Overview of the Algorithm
Stochastic Variational Inference modifies the traditional variational inference by incorporating stochastic optimization techniques. The classical variational inference algorithm refines global variational parameters iteratively by considering complete passes over the entire dataset. However, SVI leverages the noisy gradient estimates obtained from subsampled data points, significantly reducing the computational burden for each iteration.
The key idea revolves around the decomposition of the global variational parameters update into manageable computations. By adopting a Robbins-Monro scheme for the gradient updates, SVI ensures convergence under certain conditions on the step sizes. Specifically, at each iteration, SVI:
- Samples a subset of data (a mini-batch) from the complete dataset.
- Optimizes the local variational parameters for this mini-batch.
- Computes an intermediate estimate of the global variational parameters based on the sampled data.
- Updates the global parameters as a weighted average of the previous parameters and the intermediate estimates.
Applications to Topic Models
The paper demonstrates the effectiveness of SVI using two well-known probabilistic topic models: Latent Dirichlet Allocation (LDA) and the Hierarchical Dirichlet Process (HDP) topic model.
- Latent Dirichlet Allocation (LDA): LDA is a generative model that represents documents as mixtures of topics, where each topic is characterized by a distribution over words. The primary computational challenge lies in inferring the posterior distribution of the topics and the topic proportions for each document given the observed corpus. Using SVI, the paper shows that LDA can scale to corpora containing millions of documents, which were previously infeasible with traditional batch variational inference.

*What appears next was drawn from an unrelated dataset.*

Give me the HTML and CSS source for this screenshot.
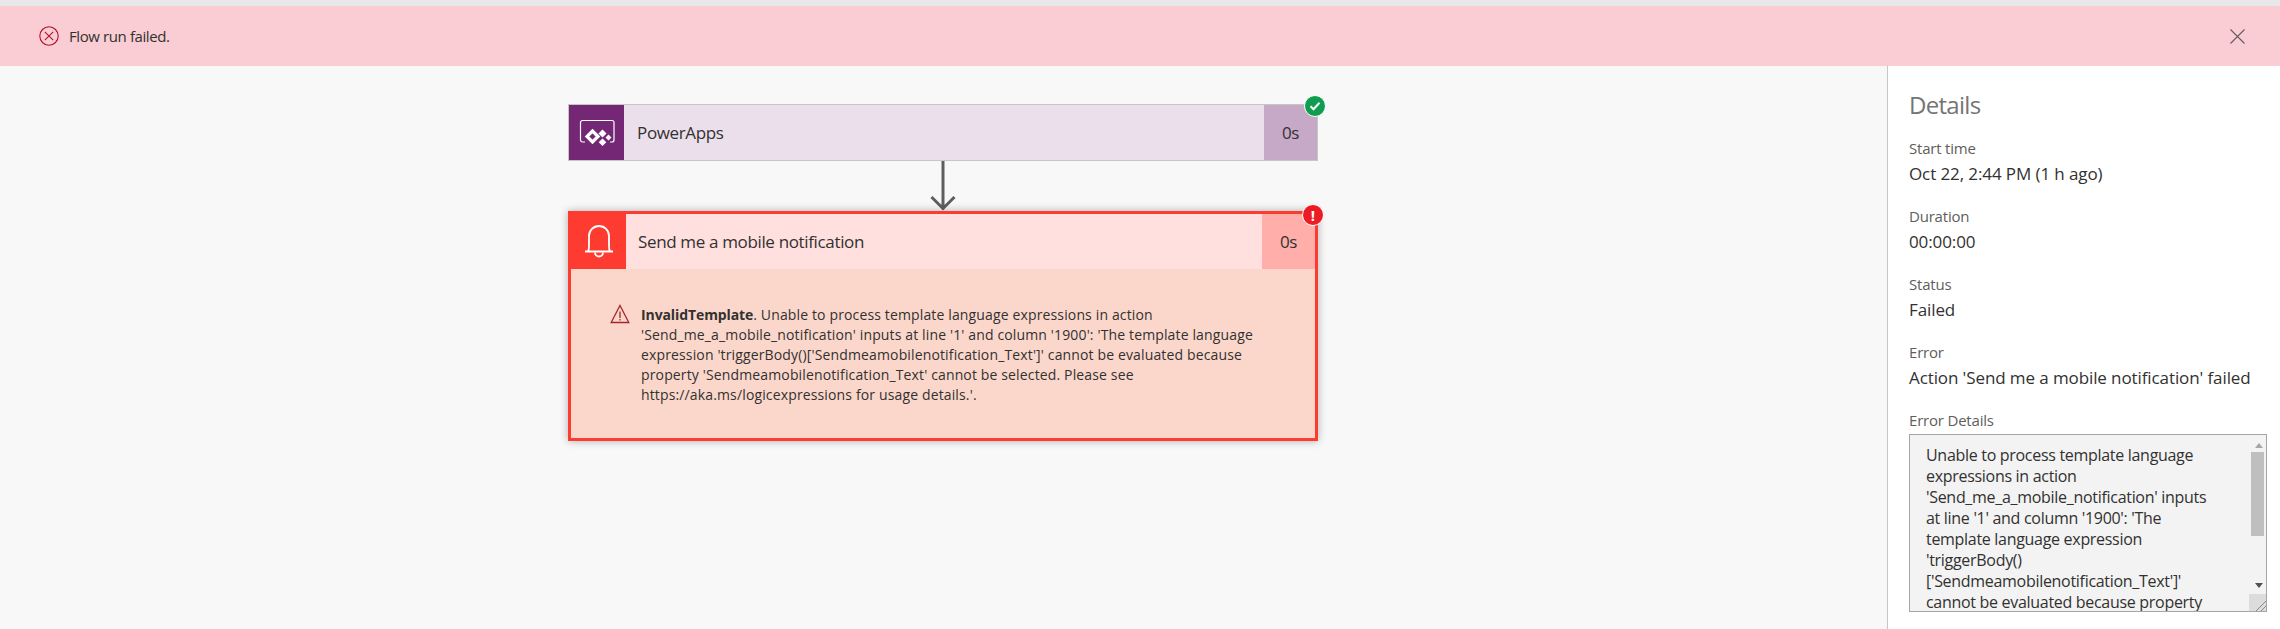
FILE: index.html
```html
<!DOCTYPE html>
<html lang="en">
<head>
<meta charset="utf-8">
<title>Flow run failed</title>
<link rel="stylesheet" href="styles.css">
</head>
<body>
<div class="topstrip"></div>
<header class="banner">
  <svg class="banner-icon" width="20" height="20" viewBox="0 0 20 20"><circle cx="10" cy="10" r="9.200" fill="none" stroke="#b3122a" stroke-width="1.100"/><path d="M5.800 5.800l8.400 8.400M14.200 5.800l-8.400 8.400" stroke="#b3122a" stroke-width="1.100"/></svg>
  <span class="banner-text">Flow run failed.</span>
  <svg class="banner-close" width="15" height="15" viewBox="0 0 15 15"><path d="M.5.5l14 14M14.500.5l-14 14" stroke="#605e5c" stroke-width="1.100"/></svg>
</header>
<div class="main">
  <section class="canvas">
    <div class="card card-ok">
      <div class="tile tile-purple">
        <svg width="36" height="28" viewBox="0 0 36 28" fill="none"><path d="M6 23H3.500a2 2 0 0 1-2-2V3.500a2 2 0 0 1 2-2H33a2 2 0 0 1 2 2V21a2 2 0 0 1-2 2h-2" stroke="#fff" stroke-width="1.200"/><path d="M13.500 12l5.500 5.500-5.500 5.500L8 17.500z" stroke="#fff" stroke-width="3.200"/><path d="M23.500 10.500l4 4-4 4-4-4zM23.500 19.500l3.800 3.800-3.800 3.800-3.800-3.800zM29.500 15.500l3 3-3 3-3-3z" fill="#fff"/></svg>
      </div>
      <div class="card-title">PowerApps</div>
      <div class="dur dur-purple">0s</div>
      <span class="badge badge-ok"><svg width="12" height="10" viewBox="0 0 12 10"><path d="M1.500 5.200l3 3 6-6.400" fill="none" stroke="#fff" stroke-width="2"/></svg></span>
    </div>
    <svg class="arrow" width="26" height="50" viewBox="0 0 26 50"><path d="M13 0v47M1.500 36L13 47.500 24.500 36" fill="none" stroke="#605e5c" stroke-width="3"/></svg>
    <div class="card card-err">
      <div class="err-head">
        <div class="tile tile-red">
          <svg width="28" height="34" viewBox="0 0 28 34" fill="none" stroke="#fff" stroke-width="1.800"><path d="M0 26.500h28M3 26c1-1 1-3 1-5V11a10 10 0 0 1 20 0v10c0 2 0 4 1 5"/><path d="M10 27.500a4 4 0 0 0 8 0"/></svg>
        </div>
        <div class="card-title card-title-err">Send me a mobile notification</div>
        <div class="dur dur-red">0s</div>
      </div>
      <div class="err-body">
        <svg class="warn" width="20" height="20" viewBox="0 0 20 20" fill="none" stroke="#a4262c" stroke-width="1.300"><path d="M10 1.500L18.800 18.500H1.200z"/><path d="M10 7.500v6.500M10 15v1.500"/></svg>
        <p class="err-text"><b>InvalidTemplate</b>. Unable to process template language expressions in action<br>'Send_me_a_mobile_notification' inputs at line '1' and column '1900': 'The template language<br>expression 'triggerBody()['Sendmeamobilenotification_Text']' cannot be evaluated because<br>property 'Sendmeamobilenotification_Text' cannot be selected. Please see<br>https://aka.ms/logicexpressions for usage details.'.</p>
      </div>
      <span class="badge badge-err">!</span>
    </div>
  </section>
  <aside class="panel">
    <h2 class="panel-title">Details</h2>
    <div class="field"><div class="label">Start time</div><div class="value">Oct 22, 2:44 PM (1 h ago)</div></div>
    <div class="field"><div class="label">Duration</div><div class="value">00:00:00</div></div>
    <div class="field"><div class="label">Status</div><div class="value">Failed</div></div>
    <div class="field"><div class="label">Error</div><div class="value">Action 'Send me a mobile notification' failed</div></div>
    <div class="field"><div class="label">Error Details</div>
      <div class="errbox">
        <div class="errbox-text">Unable to process template language<br>expressions in action<br>'Send_me_a_mobile_notification' inputs<br>at line '1' and column '1900': 'The<br>template language expression<br>'triggerBody()<br>['Sendmeamobilenotification_Text']'<br>cannot be evaluated because property</div>
        <div class="sb">
          <svg class="sb-up" width="8" height="5" viewBox="0 0 8 5"><path d="M4 0l4 5H0z" fill="#a6a6a6"/></svg>
          <div class="sb-thumb"></div>
          <svg class="sb-down" width="8" height="5" viewBox="0 0 8 5"><path d="M0 0h8L4 5z" fill="#505050"/></svg>
          <div class="sb-corner"><svg width="11" height="11" viewBox="0 0 11 11"><path d="M1 11L11 1M6 11l5-5" stroke="#8a8a8a" stroke-width="1"/></svg></div>
        </div>
      </div>
    </div>
  </aside>
</div>
</body>
</html>
```
FILE: styles.css
```css
* { box-sizing: border-box; }
html, body { margin: 0; height: 629px; overflow: hidden; }
body { font-family: "Open Sans", "Noto Sans", sans-serif; color: #323130; background: #f8f8f8; }
.topstrip { height: 6px; background: #e8e8e8; }
.banner { height: 60px; background: #f9cdd3; display: flex; align-items: center; padding: 0 35px 0 39px; }
.banner-icon { flex: none; margin-right: 10px; }
.banner-text { font-size: 15px; letter-spacing: -.4px; flex: 1; }
.banner-close { flex: none; }
.main { display: flex; height: 563px; }
.canvas { width: 1887px; flex: none; display: flex; flex-direction: column; align-items: center; padding: 38px 1px 0 0; }
.card { width: 750px; position: relative; display: flex; }
.card-ok { height: 57px; background: #ebdfec; border: 1px solid #c8c6c4; }
.tile { flex: none; display: flex; align-items: center; justify-content: center; }
.tile-purple { width: 55px; background: #742774; }
.card-title { flex: 1; font-size: 17px; letter-spacing: -.35px; padding-left: 13px; display: flex; align-items: center; }
.card-title-err { padding-left: 12px; }
.dur { flex: none; display: flex; align-items: center; justify-content: center; font-size: 17px; letter-spacing: -.3px; }
.dur-purple { width: 53px; background: #c6a9c6; }
.arrow { display: block; flex: none; }
.card-err { height: 230px; flex-direction: column; border: 3px solid #fe3b30; background: #fbd7cb; box-shadow: 0 0 8px rgba(0,0,0,.3); }
.err-head { height: 55px; flex: none; display: flex; background: #ffe0de; }
.tile-red { width: 55px; background: #fe3b30; }
.dur-red { width: 53px; background: #ffaeaa; }
.err-body { display: flex; padding: 35px 0 0 39px; }
.warn { flex: none; margin: 0 11px 0 0; }
.err-text { margin: 1px 0 0; font-size: 14px; line-height: 20px; letter-spacing: .14px; }
.err-text b { font-weight: 700; letter-spacing: -.1px; }
.badge { position: absolute; border-radius: 50%; display: flex; align-items: center; justify-content: center; color: #fff; border: 1px solid #fff; }
.badge-ok { width: 22px; height: 22px; top: -10px; right: -9px; background: #0f9d50; }
.badge-err { width: 22px; height: 22px; top: -10px; right: -9px; background: #ed1c24; font-weight: 700; font-size: 15px; }
.panel { flex: 1; background: #fff; border-left: 1px solid #c8c6c4; padding: 23px 13px 0 21px; overflow: hidden; }
.panel-title { margin: 0 0 17px; font-size: 24px; font-weight: 400; line-height: 32px; letter-spacing: -.7px; color: #757575; }
.field { margin-bottom: 20px; }
.label { font-size: 15px; line-height: 20px; letter-spacing: -.2px; color: #605e5c; }
.value { font-size: 17px; line-height: 24px; margin-top: 4px; letter-spacing: -.1px; }
.errbox { position: relative; height: 178px; margin-top: 4px; background: #f3f3f3; border: 1px solid #a6a6a6; padding: 10px 0 0 16px; overflow: hidden; }
.errbox-text { font-size: 16px; line-height: 21px; letter-spacing: -.3px; white-space: nowrap; }
.sb { position: absolute; top: 0; right: 0; bottom: 0; width: 17px; background: #f3f3f3; }
.sb-up { position: absolute; top: 8px; left: 6px; }
.sb-thumb { position: absolute; top: 17px; left: 2px; width: 13px; height: 84px; background: #bfbfbf; }
.sb-down { position: absolute; top: 148px; left: 6px; }
.sb-corner { position: absolute; bottom: 0; left: 0; width: 17px; height: 17px; background: #dcdcdc; display: flex; align-items: flex-end; justify-content: flex-end; }
```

- Hierarchical Dirichlet Process (HDP) Topic Model: The HDP model extends LDA to allow for an unbounded number of topics, effectively inferring the appropriate number of topics based on the data. Implementing SVI for the HDP involves managing the complexities of Bayesian nonparametric methods, where the posterior comprises an infinite-dimensional parameter space. The authors illustrate that SVI can handle such infinite settings via truncation strategies, resulting in scalable and efficient posterior inference.
Empirical Evaluation
The empirical section of the paper provides a comprehensive evaluation of SVI on three large datasets: articles from Nature, The New York Times, and Wikipedia. The results highlight the superiority of SVI in terms of per-word predictive log-likelihood compared to batch inference. Notably, SVI not only converges faster but also attains better likelihood scores, showcasing its robustness and efficiency.
Implications and Future Directions
The introduction of SVI opens numerous avenues for practical and theoretical advancements in Bayesian inference and machine learning. Practically, SVI enables the application of complex probabilistic models to massive datasets without requiring extensive computational resources, democratizing access to advanced data analysis techniques.
On the theoretical front, the principles underlying SVI can be extended and refined. For instance, future research might explore:
- Non-conjugate Models: Extending SVI to handle non-conjugate priors and more complex hierarchical structures, thereby broadening the applicability of variational methods.
- Adaptive Learning Rates: Developing adaptive step-size schedules that dynamically adjust to the estimated gradient's variance, enhancing convergence rates and stability.
- Hybrid Approaches: Integrating stochastic variational methods with other inference techniques like Markov chain Monte Carlo (MCMC) to leverage the strengths of both paradigms.
Conclusion
"Stochastic Variational Inference" represents a significant step forward in developing scalable algorithms for Bayesian inference. By effectively combining variational inference with stochastic optimization, Hoffman et al. have provided a powerful tool for analyzing large-scale datasets with complex probabilistic models. This work not only advances the state-of-the-art in variational methods but also lays the groundwork for future research in scalable and efficient Bayesian inference techniques.